▸ **Exercise**: Without omitting anything, retype the data that follows.

▸ **Dataset content**:
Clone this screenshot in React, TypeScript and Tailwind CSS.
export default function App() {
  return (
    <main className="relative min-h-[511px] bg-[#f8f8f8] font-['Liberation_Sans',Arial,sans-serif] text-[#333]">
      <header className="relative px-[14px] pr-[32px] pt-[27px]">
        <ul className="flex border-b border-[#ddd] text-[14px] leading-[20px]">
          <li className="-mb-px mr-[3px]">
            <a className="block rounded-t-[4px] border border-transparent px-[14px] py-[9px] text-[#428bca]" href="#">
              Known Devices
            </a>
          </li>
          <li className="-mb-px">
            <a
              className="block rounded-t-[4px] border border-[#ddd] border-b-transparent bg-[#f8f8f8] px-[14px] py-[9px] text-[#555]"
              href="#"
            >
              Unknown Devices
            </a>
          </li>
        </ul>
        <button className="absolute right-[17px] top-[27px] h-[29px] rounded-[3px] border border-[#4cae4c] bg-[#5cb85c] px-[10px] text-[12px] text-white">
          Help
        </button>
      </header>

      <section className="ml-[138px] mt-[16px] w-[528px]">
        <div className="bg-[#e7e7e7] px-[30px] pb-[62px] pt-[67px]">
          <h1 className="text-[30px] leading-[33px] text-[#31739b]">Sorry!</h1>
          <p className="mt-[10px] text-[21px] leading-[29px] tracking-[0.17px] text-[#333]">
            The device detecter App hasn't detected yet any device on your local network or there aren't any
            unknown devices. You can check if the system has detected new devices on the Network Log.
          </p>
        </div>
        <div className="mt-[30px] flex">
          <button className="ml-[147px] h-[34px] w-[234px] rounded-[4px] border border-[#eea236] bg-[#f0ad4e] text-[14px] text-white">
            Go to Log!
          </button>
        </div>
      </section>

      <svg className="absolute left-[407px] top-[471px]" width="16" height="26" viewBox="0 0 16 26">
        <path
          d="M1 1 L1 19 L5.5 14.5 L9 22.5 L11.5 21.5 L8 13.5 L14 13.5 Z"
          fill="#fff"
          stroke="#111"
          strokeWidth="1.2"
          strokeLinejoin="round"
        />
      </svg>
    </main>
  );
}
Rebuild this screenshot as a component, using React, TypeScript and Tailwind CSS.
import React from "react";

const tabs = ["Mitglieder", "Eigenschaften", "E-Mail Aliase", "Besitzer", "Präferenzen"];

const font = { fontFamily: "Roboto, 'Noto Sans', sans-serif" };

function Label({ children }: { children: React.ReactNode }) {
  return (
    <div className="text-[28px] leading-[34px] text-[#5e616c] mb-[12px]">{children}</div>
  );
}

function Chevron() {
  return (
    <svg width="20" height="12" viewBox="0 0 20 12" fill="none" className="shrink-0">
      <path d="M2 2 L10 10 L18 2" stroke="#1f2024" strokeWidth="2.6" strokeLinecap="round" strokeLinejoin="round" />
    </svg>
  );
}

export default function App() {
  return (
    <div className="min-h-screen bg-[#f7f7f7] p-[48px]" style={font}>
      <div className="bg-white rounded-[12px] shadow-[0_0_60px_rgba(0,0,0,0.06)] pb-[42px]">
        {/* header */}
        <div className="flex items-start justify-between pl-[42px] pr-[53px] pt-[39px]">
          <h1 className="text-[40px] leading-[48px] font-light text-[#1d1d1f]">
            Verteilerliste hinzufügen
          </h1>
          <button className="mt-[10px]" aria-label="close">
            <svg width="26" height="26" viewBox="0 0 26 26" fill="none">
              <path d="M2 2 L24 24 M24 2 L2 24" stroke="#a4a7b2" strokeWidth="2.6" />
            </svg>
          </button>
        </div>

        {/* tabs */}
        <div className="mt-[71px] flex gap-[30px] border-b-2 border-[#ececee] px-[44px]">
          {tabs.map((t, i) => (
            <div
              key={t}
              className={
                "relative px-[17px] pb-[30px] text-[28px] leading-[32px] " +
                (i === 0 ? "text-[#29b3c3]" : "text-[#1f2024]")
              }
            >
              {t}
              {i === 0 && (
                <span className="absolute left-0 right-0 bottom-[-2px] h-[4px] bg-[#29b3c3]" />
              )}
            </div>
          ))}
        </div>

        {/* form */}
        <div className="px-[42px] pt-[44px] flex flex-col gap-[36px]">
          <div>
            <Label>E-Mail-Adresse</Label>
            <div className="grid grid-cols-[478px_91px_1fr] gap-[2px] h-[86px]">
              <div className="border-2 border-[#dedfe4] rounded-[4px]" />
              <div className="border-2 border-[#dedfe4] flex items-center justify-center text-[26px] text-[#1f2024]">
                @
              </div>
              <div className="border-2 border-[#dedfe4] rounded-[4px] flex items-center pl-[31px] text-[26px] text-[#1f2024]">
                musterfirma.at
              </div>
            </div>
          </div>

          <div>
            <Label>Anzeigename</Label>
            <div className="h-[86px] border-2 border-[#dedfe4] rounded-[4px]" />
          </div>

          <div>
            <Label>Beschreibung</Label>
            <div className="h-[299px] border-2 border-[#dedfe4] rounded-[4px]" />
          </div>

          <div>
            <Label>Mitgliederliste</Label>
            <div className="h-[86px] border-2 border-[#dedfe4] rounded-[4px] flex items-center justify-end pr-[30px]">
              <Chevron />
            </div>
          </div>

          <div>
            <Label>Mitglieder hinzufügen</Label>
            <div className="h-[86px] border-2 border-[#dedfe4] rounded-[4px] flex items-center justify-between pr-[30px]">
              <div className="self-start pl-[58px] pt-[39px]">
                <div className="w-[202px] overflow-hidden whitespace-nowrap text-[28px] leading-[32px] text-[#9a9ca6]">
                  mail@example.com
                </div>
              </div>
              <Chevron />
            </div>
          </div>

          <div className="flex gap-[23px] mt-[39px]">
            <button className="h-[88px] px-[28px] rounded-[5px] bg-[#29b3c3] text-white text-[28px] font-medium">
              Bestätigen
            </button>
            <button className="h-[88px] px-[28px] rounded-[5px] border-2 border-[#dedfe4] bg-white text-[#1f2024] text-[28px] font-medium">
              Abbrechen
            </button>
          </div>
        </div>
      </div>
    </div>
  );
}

▸ **Exercise result**:
Clone this screenshot in React, TypeScript and Tailwind CSS.
export default function App() {
  return (
    <main className="relative min-h-[511px] bg-[#f8f8f8] font-['Liberation_Sans',Arial,sans-serif] text-[#333]">
      <header className="relative px-[14px] pr-[32px] pt-[27px]">
        <ul className="flex border-b border-[#ddd] text-[14px] leading-[20px]">
          <li className="-mb-px mr-[3px]">
            <a className="block rounded-t-[4px] border border-transparent px-[14px] py-[9px] text-[#428bca]" href="#">
              Known Devices
            </a>
          </li>
          <li className="-mb-px">
            <a
              className="block rounded-t-[4px] border border-[#ddd] border-b-transparent bg-[#f8f8f8] px-[14px] py-[9px] text-[#555]"
              href="#"
            >
              Unknown Devices
            </a>
          </li>
        </ul>
        <button className="absolute right-[17px] top-[27px] h-[29px] rounded-[3px] border border-[#4cae4c] bg-[#5cb85c] px-[10px] text-[12px] text-white">
          Help
        </button>
      </header>

      <section className="ml-[138px] mt-[16px] w-[528px]">
        <div className="bg-[#e7e7e7] px-[30px] pb-[62px] pt-[67px]">
          <h1 className="text-[30px] leading-[33px] text-[#31739b]">Sorry!</h1>
          <p className="mt-[10px] text-[21px] leading-[29px] tracking-[0.17px] text-[#333]">
            The device detecter App hasn't detected yet any device on your local network or there aren't any
            unknown devices. You can check if the system has detected new devices on the Network Log.
          </p>
        </div>
        <div className="mt-[30px] flex">
          <button className="ml-[147px] h-[34px] w-[234px] rounded-[4px] border border-[#eea236] bg-[#f0ad4e] text-[14px] text-white">
            Go to Log!
          </button>
        </div>
      </section>

      <svg className="absolute left-[407px] top-[471px]" width="16" height="26" viewBox="0 0 16 26">
        <path
          d="M1 1 L1 19 L5.5 14.5 L9 22.5 L11.5 21.5 L8 13.5 L14 13.5 Z"
          fill="#fff"
          stroke="#111"
          strokeWidth="1.2"
          strokeLinejoin="round"
        />
      </svg>
    </main>
  );
}
Rebuild this screenshot as a component, using React, TypeScript and Tailwind CSS.
import React from "react";

const tabs = ["Mitglieder", "Eigenschaften", "E-Mail Aliase", "Besitzer", "Präferenzen"];

const font = { fontFamily: "Roboto, 'Noto Sans', sans-serif" };

function Label({ children }: { children: React.ReactNode }) {
  return (
    <div className="text-[28px] leading-[34px] text-[#5e616c] mb-[12px]">{children}</div>
  );
}

function Chevron() {
  return (
    <svg width="20" height="12" viewBox="0 0 20 12" fill="none" className="shrink-0">
      <path d="M2 2 L10 10 L18 2" stroke="#1f2024" strokeWidth="2.6" strokeLinecap="round" strokeLinejoin="round" />
    </svg>
  );
}

export default function App() {
  return (
    <div className="min-h-screen bg-[#f7f7f7] p-[48px]" style={font}>
      <div className="bg-white rounded-[12px] shadow-[0_0_60px_rgba(0,0,0,0.06)] pb-[42px]">
        {/* header */}
        <div className="flex items-start justify-between pl-[42px] pr-[53px] pt-[39px]">
          <h1 className="text-[40px] leading-[48px] font-light text-[#1d1d1f]">
            Verteilerliste hinzufügen
          </h1>
          <button className="mt-[10px]" aria-label="close">
            <svg width="26" height="26" viewBox="0 0 26 26" fill="none">
              <path d="M2 2 L24 24 M24 2 L2 24" stroke="#a4a7b2" strokeWidth="2.6" />
            </svg>
          </button>
        </div>

        {/* tabs */}
        <div className="mt-[71px] flex gap-[30px] border-b-2 border-[#ececee] px-[44px]">
          {tabs.map((t, i) => (
            <div
              key={t}
              className={
                "relative px-[17px] pb-[30px] text-[28px] leading-[32px] " +
                (i === 0 ? "text-[#29b3c3]" : "text-[#1f2024]")
              }
            >
              {t}
              {i === 0 && (
                <span className="absolute left-0 right-0 bottom-[-2px] h-[4px] bg-[#29b3c3]" />
              )}
            </div>
          ))}
        </div>

        {/* form */}
        <div className="px-[42px] pt-[44px] flex flex-col gap-[36px]">
          <div>
            <Label>E-Mail-Adresse</Label>
            <div className="grid grid-cols-[478px_91px_1fr] gap-[2px] h-[86px]">
              <div className="border-2 border-[#dedfe4] rounded-[4px]" />
              <div className="border-2 border-[#dedfe4] flex items-center justify-center text-[26px] text-[#1f2024]">
                @
              </div>
              <div className="border-2 border-[#dedfe4] rounded-[4px] flex items-center pl-[31px] text-[26px] text-[#1f2024]">
                musterfirma.at
              </div>
            </div>
          </div>

          <div>
            <Label>Anzeigename</Label>
            <div className="h-[86px] border-2 border-[#dedfe4] rounded-[4px]" />
          </div>

          <div>
            <Label>Beschreibung</Label>
            <div className="h-[299px] border-2 border-[#dedfe4] rounded-[4px]" />
          </div>

          <div>
            <Label>Mitgliederliste</Label>
            <div className="h-[86px] border-2 border-[#dedfe4] rounded-[4px] flex items-center justify-end pr-[30px]">
              <Chevron />
            </div>
          </div>

          <div>
            <Label>Mitglieder hinzufügen</Label>
            <div className="h-[86px] border-2 border-[#dedfe4] rounded-[4px] flex items-center justify-between pr-[30px]">
              <div className="self-start pl-[58px] pt-[39px]">
                <div className="w-[202px] overflow-hidden whitespace-nowrap text-[28px] leading-[32px] text-[#9a9ca6]">
                  mail@example.com
                </div>
              </div>
              <Chevron />
            </div>
          </div>

          <div className="flex gap-[23px] mt-[39px]">
            <button className="h-[88px] px-[28px] rounded-[5px] bg-[#29b3c3] text-white text-[28px] font-medium">
              Bestätigen
            </button>
            <button className="h-[88px] px-[28px] rounded-[5px] border-2 border-[#dedfe4] bg-white text-[#1f2024] text-[28px] font-medium">
              Abbrechen
            </button>
          </div>
        </div>
      </div>
    </div>
  );
}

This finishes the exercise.